Managing a marketing automation campaign shouldn’t require a computer science degree

Man looking at data on window

I stand before you today as a marketer. A modern marketer, if you will. We hear a lot about campaigns in our business. It is the core of what we do.

These campaigns are our attempt to meet a goal in a specific time frame. Usually, there are prospects involved. And the goal is about getting those prospects to take an action.

This typically starts with a prospect engaging with our marketing content in some manner, often downloading an e-book or white paper in exchange for their contact information. And the successful transaction is completed when the prospect makes a purchase and becomes a customer.

In our heads, we hear angelic voices singing when that happens. But that’s because marketers have a high opinion of themselves. The sales team just bangs a gong.

There was a time when you didn’t carry a phone in your pocket. It’s hard to remember that time. There was also a time when we didn’t manage campaigns with technology. My friend, Brian Hansford of Heinz Marketing, says marketing departments have been the last to get strategic technology platforms. Finally, marketers are getting tools to help them better engage with prospects and measure the results.

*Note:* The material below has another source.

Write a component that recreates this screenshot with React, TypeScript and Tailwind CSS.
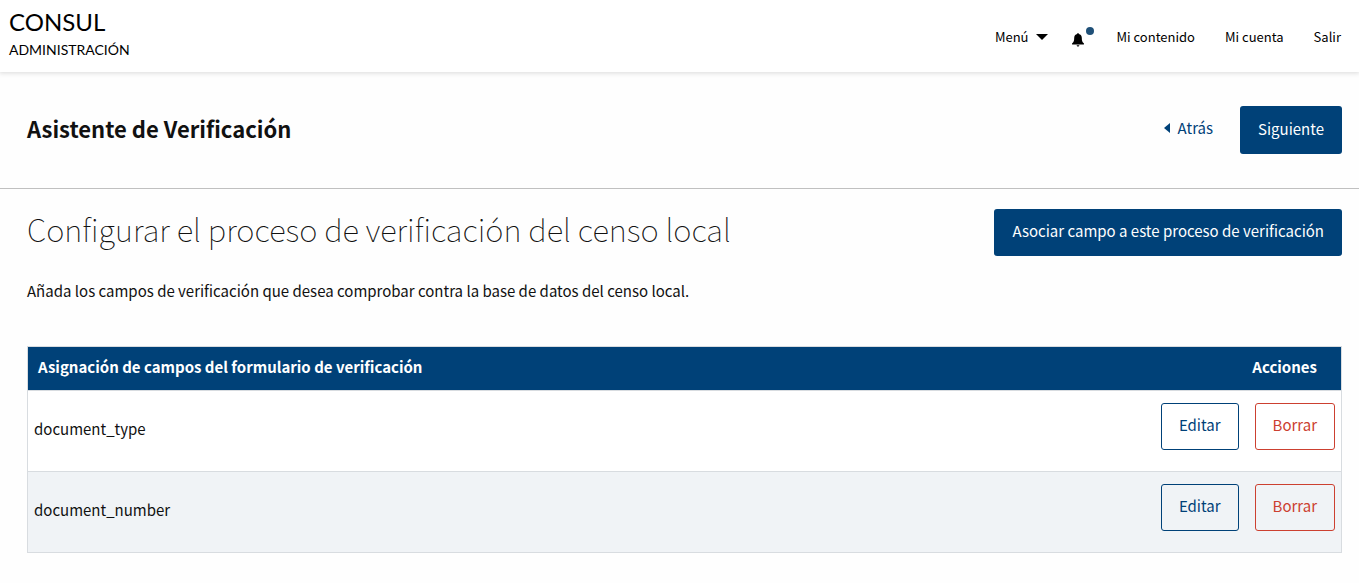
const fields = ['document_type', 'document_number'];

const solidButton =
  'cursor-pointer rounded-[3px] bg-[#004178] px-[18px] text-[15px] leading-6 text-[#fefefe]';
const hollowButton =
  'cursor-pointer rounded-[3px] border px-[17px] pt-[9px] pb-[12px] text-[15px] leading-6';

function Header() {
  return (
    <header className="flex h-[72px] items-center justify-between bg-white pr-[18px] pl-[9px] text-black shadow-[0_0_5px_1px_rgba(0,0,0,0.15)]">
      <a href="#inicio" className="flex flex-col pb-1 font-['Lato',sans-serif]">
        <span className="text-[24px] leading-8">CONSUL</span>
        <span className="text-[14px] leading-6">ADMINISTRACIÓN</span>
      </a>
      <nav aria-label="Principal" className="flex items-center gap-[30px] pt-0.5 text-[13px] leading-5">
        <div className="flex items-center gap-6">
          <button type="button" className="flex cursor-pointer items-center gap-2">
            Menú
            <svg viewBox="0 0 12 6" className="h-1.5 w-3 fill-current" aria-hidden="true">
              <path d="M0 0h12L6 6z" />
            </svg>
          </button>
          <a href="#notificaciones" aria-label="Notificaciones" className="relative block w-[14px]">
            <svg viewBox="0 0 12 14" className="mt-1.5 h-[14px] w-3 fill-current" aria-hidden="true">
              <path d="M6 0c.5 0 .8.4.8.9 1.9.4 3 1.900 3 3.900 0 3 .5 4.600 2.100 5.500v1.200H.1v-1.200C1.700 9.400 2.200 7.800 2.200 4.800c0-2 1.100-3.500 3-3.900 0-.5.3-.9.8-.9zM4.600 12.200h2.800c-.2.900-.7 1.400-1.400 1.400s-1.200-.5-1.400-1.400z" />
            </svg>
            <span className="absolute top-0 left-[14px] size-2 rounded-full bg-[#1f5078]" />
          </a>
        </div>
        <a href="#contenido">Mi contenido</a>
        <a href="#cuenta">Mi cuenta</a>
        <a href="#salir">Salir</a>
      </nav>
    </header>
  );
}

function WizardBar() {
  return (
    <section className="flex items-center justify-between border-b border-[#c0c0c0] py-[34px] pr-[17px] pl-[27px]">
      <h2 className="pb-1 text-[22px] leading-8 font-bold">Asistente de Verificación</h2>
      <div className="flex items-center gap-[27px]">
        <a href="#atras" className="flex items-center gap-2 pb-1 text-[15px] leading-6 text-[#004178]">
          <svg viewBox="0 0 6 10" className="h-2.5 w-1.5 fill-current" aria-hidden="true">
            <path d="M6 0v10L0 5z" />
          </svg>
          Atrás
        </a>
        <button type="button" className={`${solidButton} pt-[11px] pb-[13px]`}>
          Siguiente
        </button>
      </div>
    </section>
  );
}

function FieldsTable() {
  return (
    <table className="mt-[43px] w-full border-collapse border border-[#d8dce0] text-[15px] leading-6">
      <thead>
        <tr className="border-b border-[#d8dce0] bg-[#004178] text-white">
          <th scope="col" className="px-2.5 pt-2 pb-[11px] text-left font-bold">
            Asignación de campos del formulario de verificación
          </th>
          <th scope="col" className="pt-2 pr-6 pb-[11px] text-right font-bold">
            Acciones
          </th>
        </tr>
      </thead>
      <tbody>
        {fields.map((field) => (
          <tr key={field} className="border-b border-[#d8dce0] bg-white even:bg-[#f0f3f6]">
            <td className="px-1.5 pb-1">{field}</td>
            <td className="pt-3 pr-1.5 pb-[21px]">
              <div className="flex justify-end gap-4">
                <button type="button" className={`${hollowButton} border-[#004178] text-[#004178]`}>
                  Editar
                </button>
                <button type="button" className={`${hollowButton} border-[#cc4030] text-[#cc4030]`}>
                  Borrar
                </button>
              </div>
            </td>
          </tr>
        ))}
      </tbody>
    </table>
  );
}

export default function App() {
  return (
    <div className="min-h-screen bg-[#fefefe] font-['Noto_Sans_CJK_SC',sans-serif] text-[#111111]">
      <Header />
      <WizardBar />
      <main className="pt-5 pr-[17px] pb-[30px] pl-[27px]">
        <div className="flex items-start justify-between gap-6">
          <h1 className="text-[31px] leading-10 font-thin">
            Configurar el proceso de verificación del censo local
          </h1>
          <button type="button" className={`${solidButton} pt-2.5 pb-[13px]`}>
            Asociar campo a este proceso de verificación
          </button>
        </div>
        <p className="mt-[23px] text-[15px] leading-6">
          Añada los campos de verificación que desea comprobar contra la base de datos del censo local.
        </p>
        <FieldsTable />
      </main>
    </div>
  );
}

If the prospects would only play along and follow our rules, we could help them become customers. We know they use more than one channel. And very often, they will start down the road toward customer nirvana on one channel and complete it via another, perhaps stopping at a third along the way.

Disjointed experiences aren’t good for anyone

Don’t even get me started on laptops, smartphones, tablets and that new device that just came out last week. With marketers controlling a whole stack of technology on the back end and the customers doing what they want out front, we’ve created a disjointed experience.

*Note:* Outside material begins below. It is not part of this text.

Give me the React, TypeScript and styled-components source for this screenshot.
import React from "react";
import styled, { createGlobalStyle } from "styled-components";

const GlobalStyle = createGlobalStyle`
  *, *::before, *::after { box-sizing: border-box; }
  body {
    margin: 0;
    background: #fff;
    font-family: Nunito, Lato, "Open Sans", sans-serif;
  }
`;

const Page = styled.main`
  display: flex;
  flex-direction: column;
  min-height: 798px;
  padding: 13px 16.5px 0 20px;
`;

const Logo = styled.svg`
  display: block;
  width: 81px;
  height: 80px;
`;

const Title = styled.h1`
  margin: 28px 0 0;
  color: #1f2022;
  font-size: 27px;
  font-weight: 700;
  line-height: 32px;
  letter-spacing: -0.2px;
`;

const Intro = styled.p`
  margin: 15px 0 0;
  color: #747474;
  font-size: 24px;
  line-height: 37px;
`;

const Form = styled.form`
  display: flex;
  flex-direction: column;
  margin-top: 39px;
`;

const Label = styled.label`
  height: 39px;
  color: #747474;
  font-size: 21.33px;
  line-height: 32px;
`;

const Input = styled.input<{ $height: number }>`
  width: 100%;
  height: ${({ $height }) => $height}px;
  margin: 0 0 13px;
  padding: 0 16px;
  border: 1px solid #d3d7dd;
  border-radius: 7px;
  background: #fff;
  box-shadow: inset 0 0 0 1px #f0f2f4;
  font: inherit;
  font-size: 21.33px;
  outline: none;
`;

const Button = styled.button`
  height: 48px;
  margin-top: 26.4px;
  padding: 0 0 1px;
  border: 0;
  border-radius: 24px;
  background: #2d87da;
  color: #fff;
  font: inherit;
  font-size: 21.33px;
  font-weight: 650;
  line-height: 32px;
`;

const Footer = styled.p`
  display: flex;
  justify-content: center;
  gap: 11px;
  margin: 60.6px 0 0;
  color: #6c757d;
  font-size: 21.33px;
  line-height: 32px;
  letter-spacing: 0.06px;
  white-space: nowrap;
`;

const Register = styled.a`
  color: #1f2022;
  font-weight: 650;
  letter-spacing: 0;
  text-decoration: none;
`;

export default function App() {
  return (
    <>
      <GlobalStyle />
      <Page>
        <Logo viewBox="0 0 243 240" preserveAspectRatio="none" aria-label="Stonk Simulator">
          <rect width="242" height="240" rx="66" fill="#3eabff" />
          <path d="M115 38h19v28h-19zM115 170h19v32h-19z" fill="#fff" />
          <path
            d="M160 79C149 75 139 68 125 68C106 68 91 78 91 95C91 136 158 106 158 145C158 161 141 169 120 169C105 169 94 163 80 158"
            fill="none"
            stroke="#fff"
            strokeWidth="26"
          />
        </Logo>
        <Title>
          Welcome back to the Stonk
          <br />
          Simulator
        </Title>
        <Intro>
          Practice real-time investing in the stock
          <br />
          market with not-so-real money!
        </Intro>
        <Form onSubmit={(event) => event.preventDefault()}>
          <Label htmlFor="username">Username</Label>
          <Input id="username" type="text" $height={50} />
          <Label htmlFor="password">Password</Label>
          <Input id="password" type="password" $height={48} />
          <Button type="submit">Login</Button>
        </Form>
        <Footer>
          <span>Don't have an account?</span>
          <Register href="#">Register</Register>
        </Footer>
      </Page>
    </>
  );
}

To solve this disconnect, we need to use tools like marketing automation that can adapt to our prospects’ behaviors. There is no single path to victory, and there is not a single path to a prospect becoming a customer. We must use their data. Pay attention to their behaviors. And talk to them in a way that shows we understand them.

Sometimes campaigns are simple and straightforward. If marketers are having a good day, that’s true. Welcome campaigns, nurture campaigns and event reminders are examples of these kinds of campaigns. They follow a very linear course of action.

But we are both artists and scientists, and that’s what is required to create truly adaptive campaigns. These have the ability to respond to real prospect activities, not some limited and prescribed series of steps.

Technology should simplify, not complicate

Whether you put on a beret or a lab coat, you need the ability to create sophisticated campaigns, too. Imagine designing these campaigns with a simple drag-and-drop interface as intuitive as an office whiteboard. That would make your marketing faster and your whole life easier.

Marketing technology needs to support you in your job, not make you feel like you need to go back to school for a computer science degree.

We marketers are a self-sufficient lot, and we need to create campaigns based on our real knowledge of prospects. The rest of our world is on-demand, and the technology we use every day should not be any different. We want to rely more on DIY than IT.

Has anyone ever told you that marketing automation can automate your marketing? Just set a campaign and forget it. Well, I would argue that this characteristic is not a feature, but a bug. Has your marketing plan ever changed? When has it not? Sometimes it happens right after that email goes out. Now it’s time to scramble and reconfigure the campaign with another email and landing page.

That’s one kind of change, but it is just as important to be able to optimize campaigns based on ongoing results. Instead of creating a whole new campaign, think how easy it would be if you could just pause the current campaign, add or update segments, emails, landing pages and decision steps, and restart with one click. Restart with one click, I said. This is how it should be done.

You know who is happy if you can do this? Well, besides you, because it’s easy. Your prospects. Especially the ones who responded in the five minutes after the email went out.

Instead of dropping everyone in the campaign back in the top of a new campaign, you get to keep track of what already happened. That definitely sounds like how it should be done.

Campaigns and the tools that manage them should make things better for everyone. And together we can live in a world of happy marketers and happy customers.

I am a modern marketer, and I support this message.